I'm trying to understand the problem of state preparation for quantum phase estimation (QPE). Specifically how states are prepared adiabatically.

I have a couple of questions:

1). Typically when one thinks of adiabatic state preparation, annealing comes to mind. However, it is also possible to do time evolution on a gate-based quantum computer with a time-dependent Hamiltonian in order to adiabatically prepare a state. Is the latter option also considered in the context of adiabatic state preparation for QPE (the few papers I have found talk about annealing)?

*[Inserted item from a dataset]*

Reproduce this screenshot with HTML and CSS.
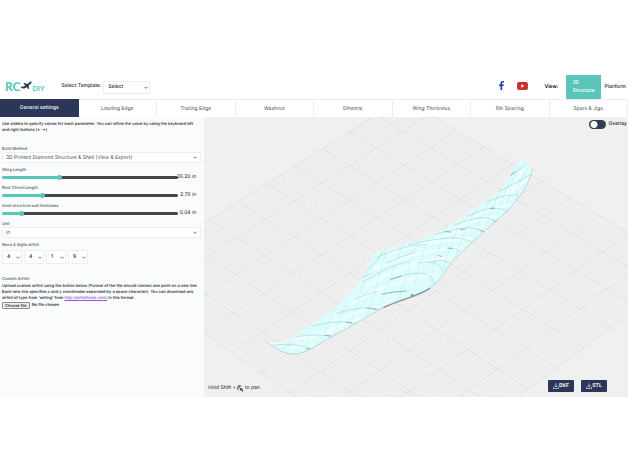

2). In practice we do not expect to prepare $|\psi\rangle = |\psi_0\rangle$ but instead a superposition of states that has some non-negligible overlap with the ground state. Does this mean that we can relax the requirement of adiabaticity and instead prepare a superposition of the ground and some excited states? If so, would this help to avoid the time taken for adiabatic state preparation scaling as $\frac{1}{\Delta^2}$?

Any pointers to references are also much appreciated.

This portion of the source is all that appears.